- Education: Sciences Po Paris; UCLA Film School;
- Occupation: Filmmaker

= Nora Mandray =

French filmmaker

Nora Mandray is a Berlin-based French filmmaker. Her works have notably screened at the Berlinale, Hot Docs, SXSW, Sheffield Doc/Fest, and the Camden International Film Festival.

==Career==
Mandray is a Fulbright scholar, holding a double-Master's degree from Sciences Po Paris and UCLA Film School. Mandray has received grants from DAAD, the CNC, Scam*Brouillon d'un Rêve, as well as support from Berlinale Talents, the Mauriac Residency and the Maison Bleue.

Her debut work is a trilogy of short documentaries, all set in Detroit: 3 Acres in Detroit, 48217 Mesh and True Wheel follow Detroiters as they fight to turn their post-industrial city into a sustainable community. The films were selected as part of festivals and programs, such as Bruno Latour’s La Novela, the British Council fiveFilms4Freedom and PEN International/Outwrite. They were awarded with the 2014 Green Film Award at Innsbruck Nature Film Festival and the 2015 UK Green Film Festival Award for Best Short Documentary.

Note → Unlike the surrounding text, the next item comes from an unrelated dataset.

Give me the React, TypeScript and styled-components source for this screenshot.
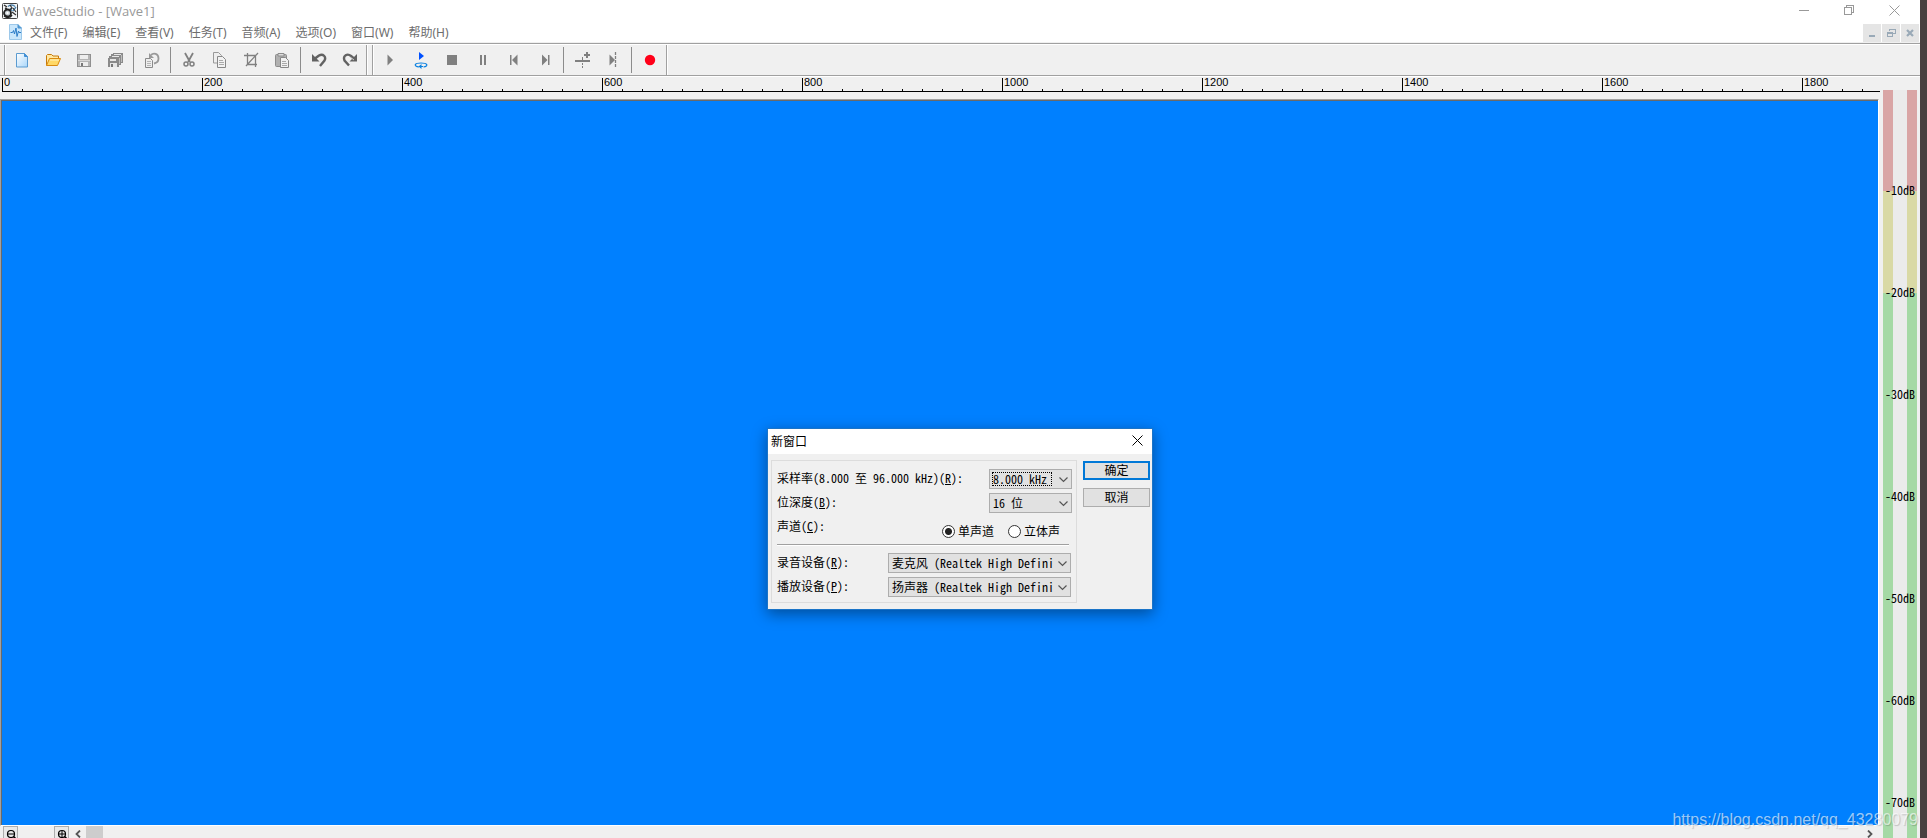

Her next project, Lucid Dream, screened at the 2015 SXSW Film Festival, the New York Film Festival and won the FIPA D'or at the Festival International de Programmes Audiovisuels. The film follows electronic musician Daedelus as he creates a new piece of music from sounds he discovers in Berlin. The film was aired on Arte France in 2015.

In 2017, Mandray embedded herself in the far-right party National Rally (ex-"Front National") in order to tell the story of the French presidential election; the resulting short documentary, Dancing With Le Pen, was produced by Laura Poitras and Charlotte Cook for The Intercept. It screened at Sheffield Doc/Fest, the London Short Film Festival and Dokufest.

Mandray's first feature documentary, The Process of Recovering (Nicht Meine Schande) was released on Vice Media in 2020. It follows an incest survivor on her recovery journey. The film was produced by Vice Media and Gebrueder Beetz, and aired on the German television network NDR as Nicht Meine Schande: Geschichte Eines Missbrauchs. The film had its US premiere at the Sarasota Film Festival and received praise from critics, including Der Spiegel, which wrote that it was, "highly ambitious... definitely worth watching."

Mandray's second feature documentary, Eli, A Dog in Prison, was released as a Topic Studios Original in 2021. Set in a prison outside Detroit, it follows three inmates who raise a puppy to become a guide dog for the blind. Common Sense Media wrote, "a beautiful, moving film about the humanity that can be brought out in all of us through our connection with animals."

Among her past and present collaborations, Mandray has assisted French directors Anne Feinsilber on Hard Times USA (Cinéma du Réel 2013) and Ruth Zylberman on The Dissidents, Les Artisans de la Liberté (étoile de la Scam 2011). Planningtorock contributed to the soundtrack of two of Mandray's films: True Wheel and Dancing With Le Pen.

In parallel to her film work, Mandray has created news and branded content, notably for ICRC and Tate Modern. That work has led her to follow Nobel Peace Prize nominee Alberto Cairo (physiotherapist) in Kabul, Afghanistan and UNDP Goodwill Ambassador Olafur Eliasson in Berlin.

Mandray has taught film at Met Film School.